_Task directions:_
Return the material word for word. Do not include pictures.

_Data segment:_
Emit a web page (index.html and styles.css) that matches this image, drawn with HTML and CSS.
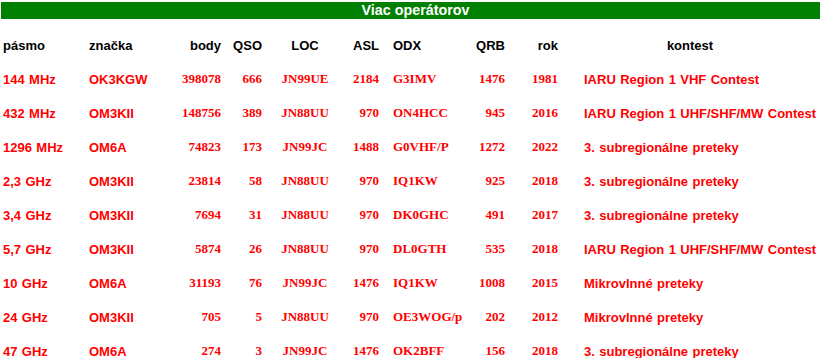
FILE: index.html
```html
<!DOCTYPE html>
<html lang="sk">
<head>
<meta charset="utf-8">
<title>Viac operátorov</title>
<link rel="stylesheet" href="styles.css">
</head>
<body>
<div class="title">Viac operátorov</div>
<table class="records">
  <thead>
    <tr>
      <th class="c1">pásmo</th>
      <th class="c2">značka</th>
      <th class="c3">body</th>
      <th class="c4">QSO</th>
      <th class="c5">LOC</th>
      <th class="c6">ASL</th>
      <th class="c7">ODX</th>
      <th class="c8">QRB</th>
      <th class="c9">rok</th>
      <th class="c10 head-center">kontest</th>
    </tr>
  </thead>
  <tbody>
    <tr><td class="c1">144 MHz</td><td class="c2">OK3KGW</td><td class="c3 num">398078</td><td class="c4 num">666</td><td class="c5 num">JN99UE</td><td class="c6 num">2184</td><td class="c7 num">G3IMV</td><td class="c8 num">1476</td><td class="c9 num">1981</td><td class="c10">IARU Region 1 VHF Contest</td></tr>
    <tr><td class="c1">432 MHz</td><td class="c2">OM3KII</td><td class="c3 num">148756</td><td class="c4 num">389</td><td class="c5 num">JN88UU</td><td class="c6 num">970</td><td class="c7 num">ON4HCC</td><td class="c8 num">945</td><td class="c9 num">2016</td><td class="c10">IARU Region 1 UHF/SHF/MW Contest</td></tr>
    <tr><td class="c1">1296 MHz</td><td class="c2">OM6A</td><td class="c3 num">74823</td><td class="c4 num">173</td><td class="c5 num">JN99JC</td><td class="c6 num">1488</td><td class="c7 num">G0VHF/P</td><td class="c8 num">1272</td><td class="c9 num">2022</td><td class="c10">3. subregionálne preteky</td></tr>
    <tr><td class="c1">2,3 GHz</td><td class="c2">OM3KII</td><td class="c3 num">23814</td><td class="c4 num">58</td><td class="c5 num">JN88UU</td><td class="c6 num">970</td><td class="c7 num">IQ1KW</td><td class="c8 num">925</td><td class="c9 num">2018</td><td class="c10">3. subregionálne preteky</td></tr>
    <tr><td class="c1">3,4 GHz</td><td class="c2">OM3KII</td><td class="c3 num">7694</td><td class="c4 num">31</td><td class="c5 num">JN88UU</td><td class="c6 num">970</td><td class="c7 num">DK0GHC</td><td class="c8 num">491</td><td class="c9 num">2017</td><td class="c10">3. subregionálne preteky</td></tr>
    <tr><td class="c1">5,7 GHz</td><td class="c2">OM3KII</td><td class="c3 num">5874</td><td class="c4 num">26</td><td class="c5 num">JN88UU</td><td class="c6 num">970</td><td class="c7 num">DL0GTH</td><td class="c8 num">535</td><td class="c9 num">2018</td><td class="c10">IARU Region 1 UHF/SHF/MW Contest</td></tr>
    <tr><td class="c1">10 GHz</td><td class="c2">OM6A</td><td class="c3 num">31193</td><td class="c4 num">76</td><td class="c5 num">JN99JC</td><td class="c6 num">1476</td><td class="c7 num">IQ1KW</td><td class="c8 num">1008</td><td class="c9 num">2015</td><td class="c10">Mikrovlnné preteky</td></tr>
    <tr><td class="c1">24 GHz</td><td class="c2">OM3KII</td><td class="c3 num">705</td><td class="c4 num">5</td><td class="c5 num">JN88UU</td><td class="c6 num">970</td><td class="c7 num">OE3WOG/p</td><td class="c8 num">202</td><td class="c9 num">2012</td><td class="c10">Mikrovlnné preteky</td></tr>
    <tr><td class="c1">47 GHz</td><td class="c2">OM6A</td><td class="c3 num">274</td><td class="c4 num">3</td><td class="c5 num">JN99JC</td><td class="c6 num">1476</td><td class="c7 num">OK2BFF</td><td class="c8 num">156</td><td class="c9 num">2018</td><td class="c10">3. subregionálne preteky</td></tr>
  </tbody>
</table>
</body>
</html>
```

FILE: styles.css
```css
html, body {
  margin: 0;
  padding: 0;
  background: #ffffff;
}

body {
  font-family: "Liberation Sans", Arial, sans-serif;
  font-weight: bold;
  font-size: 13px;
}

.title {
  box-sizing: border-box;
  margin: 2px 0 0 1px;
  width: 819px;
  height: 17px;
  line-height: 17px;
  padding-left: 10px;
  background: #008000;
  color: #ffffff;
  font-size: 14.3px;
  text-align: center;
}

.records {
  margin-top: 9px;
  border-collapse: collapse;
  border-spacing: 0;
  table-layout: fixed;
  width: 819px;
}

.records th,
.records td {
  box-sizing: border-box;
  height: 34px;
  padding: 0;
  vertical-align: middle;
  white-space: nowrap;
  font-weight: bold;
  word-spacing: 0.8px;
}

.records th {
  color: #000000;
  font-family: "Liberation Sans", Arial, sans-serif;
}

.records td {
  color: #ff0000;
  font-family: "Liberation Sans", Arial, sans-serif;
}

.records td.num {
  font-family: "Liberation Serif", "Times New Roman", serif;
  word-spacing: 0;
}

.c1 { width: 86px; text-align: left; padding-left: 3px !important; }
.c2 { width: 94px; text-align: left; padding-left: 3px !important; }
.c3 { width: 44px; text-align: right; padding-right: 3px !important; }
.c4 { width: 41px; text-align: right; padding-right: 3px !important; }
.c5 { width: 80px; text-align: center; }
.c6 { width: 37px; text-align: right; padding-right: 3px !important; }
.c7 { width: 88px; text-align: left; padding-left: 11px !important; }
.c8 { width: 38px; text-align: right; padding-right: 3px !important; }
.c9 { width: 53px; text-align: right; padding-right: 3px !important; }
.c10 { width: 258px; text-align: left; padding-left: 23px !important; }

.records th.head-center {
  text-align: center;
  padding-left: 0 !important;
}
```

_Task answer:_
Emit a web page (index.html and styles.css) that matches this image, drawn with HTML and CSS.
FILE: index.html
```html
<!DOCTYPE html>
<html lang="sk">
<head>
<meta charset="utf-8">
<title>Viac operátorov</title>
<link rel="stylesheet" href="styles.css">
</head>
<body>
<div class="title">Viac operátorov</div>
<table class="records">
  <thead>
    <tr>
      <th class="c1">pásmo</th>
      <th class="c2">značka</th>
      <th class="c3">body</th>
      <th class="c4">QSO</th>
      <th class="c5">LOC</th>
      <th class="c6">ASL</th>
      <th class="c7">ODX</th>
      <th class="c8">QRB</th>
      <th class="c9">rok</th>
      <th class="c10 head-center">kontest</th>
    </tr>
  </thead>
  <tbody>
    <tr><td class="c1">144 MHz</td><td class="c2">OK3KGW</td><td class="c3 num">398078</td><td class="c4 num">666</td><td class="c5 num">JN99UE</td><td class="c6 num">2184</td><td class="c7 num">G3IMV</td><td class="c8 num">1476</td><td class="c9 num">1981</td><td class="c10">IARU Region 1 VHF Contest</td></tr>
    <tr><td class="c1">432 MHz</td><td class="c2">OM3KII</td><td class="c3 num">148756</td><td class="c4 num">389</td><td class="c5 num">JN88UU</td><td class="c6 num">970</td><td class="c7 num">ON4HCC</td><td class="c8 num">945</td><td class="c9 num">2016</td><td class="c10">IARU Region 1 UHF/SHF/MW Contest</td></tr>
    <tr><td class="c1">1296 MHz</td><td class="c2">OM6A</td><td class="c3 num">74823</td><td class="c4 num">173</td><td class="c5 num">JN99JC</td><td class="c6 num">1488</td><td class="c7 num">G0VHF/P</td><td class="c8 num">1272</td><td class="c9 num">2022</td><td class="c10">3. subregionálne preteky</td></tr>
    <tr><td class="c1">2,3 GHz</td><td class="c2">OM3KII</td><td class="c3 num">23814</td><td class="c4 num">58</td><td class="c5 num">JN88UU</td><td class="c6 num">970</td><td class="c7 num">IQ1KW</td><td class="c8 num">925</td><td class="c9 num">2018</td><td class="c10">3. subregionálne preteky</td></tr>
    <tr><td class="c1">3,4 GHz</td><td class="c2">OM3KII</td><td class="c3 num">7694</td><td class="c4 num">31</td><td class="c5 num">JN88UU</td><td class="c6 num">970</td><td class="c7 num">DK0GHC</td><td class="c8 num">491</td><td class="c9 num">2017</td><td class="c10">3. subregionálne preteky</td></tr>
    <tr><td class="c1">5,7 GHz</td><td class="c2">OM3KII</td><td class="c3 num">5874</td><td class="c4 num">26</td><td class="c5 num">JN88UU</td><td class="c6 num">970</td><td class="c7 num">DL0GTH</td><td class="c8 num">535</td><td class="c9 num">2018</td><td class="c10">IARU Region 1 UHF/SHF/MW Contest</td></tr>
    <tr><td class="c1">10 GHz</td><td class="c2">OM6A</td><td class="c3 num">31193</td><td class="c4 num">76</td><td class="c5 num">JN99JC</td><td class="c6 num">1476</td><td class="c7 num">IQ1KW</td><td class="c8 num">1008</td><td class="c9 num">2015</td><td class="c10">Mikrovlnné preteky</td></tr>
    <tr><td class="c1">24 GHz</td><td class="c2">OM3KII</td><td class="c3 num">705</td><td class="c4 num">5</td><td class="c5 num">JN88UU</td><td class="c6 num">970</td><td class="c7 num">OE3WOG/p</td><td class="c8 num">202</td><td class="c9 num">2012</td><td class="c10">Mikrovlnné preteky</td></tr>
    <tr><td class="c1">47 GHz</td><td class="c2">OM6A</td><td class="c3 num">274</td><td class="c4 num">3</td><td class="c5 num">JN99JC</td><td class="c6 num">1476</td><td class="c7 num">OK2BFF</td><td class="c8 num">156</td><td class="c9 num">2018</td><td class="c10">3. subregionálne preteky</td></tr>
  </tbody>
</table>
</body>
</html>
```

FILE: styles.css
```css
html, body {
  margin: 0;
  padding: 0;
  background: #ffffff;
}

body {
  font-family: "Liberation Sans", Arial, sans-serif;
  font-weight: bold;
  font-size: 13px;
}

.title {
  box-sizing: border-box;
  margin: 2px 0 0 1px;
  width: 819px;
  height: 17px;
  line-height: 17px;
  padding-left: 10px;
  background: #008000;
  color: #ffffff;
  font-size: 14.3px;
  text-align: center;
}

.records {
  margin-top: 9px;
  border-collapse: collapse;
  border-spacing: 0;
  table-layout: fixed;
  width: 819px;
}

.records th,
.records td {
  box-sizing: border-box;
  height: 34px;
  padding: 0;
  vertical-align: middle;
  white-space: nowrap;
  font-weight: bold;
  word-spacing: 0.8px;
}

.records th {
  color: #000000;
  font-family: "Liberation Sans", Arial, sans-serif;
}

.records td {
  color: #ff0000;
  font-family: "Liberation Sans", Arial, sans-serif;
}

.records td.num {
  font-family: "Liberation Serif", "Times New Roman", serif;
  word-spacing: 0;
}

.c1 { width: 86px; text-align: left; padding-left: 3px !important; }
.c2 { width: 94px; text-align: left; padding-left: 3px !important; }
.c3 { width: 44px; text-align: right; padding-right: 3px !important; }
.c4 { width: 41px; text-align: right; padding-right: 3px !important; }
.c5 { width: 80px; text-align: center; }
.c6 { width: 37px; text-align: right; padding-right: 3px !important; }
.c7 { width: 88px; text-align: left; padding-left: 11px !important; }
.c8 { width: 38px; text-align: right; padding-right: 3px !important; }
.c9 { width: 53px; text-align: right; padding-right: 3px !important; }
.c10 { width: 258px; text-align: left; padding-left: 23px !important; }

.records th.head-center {
  text-align: center;
  padding-left: 0 !important;
}
```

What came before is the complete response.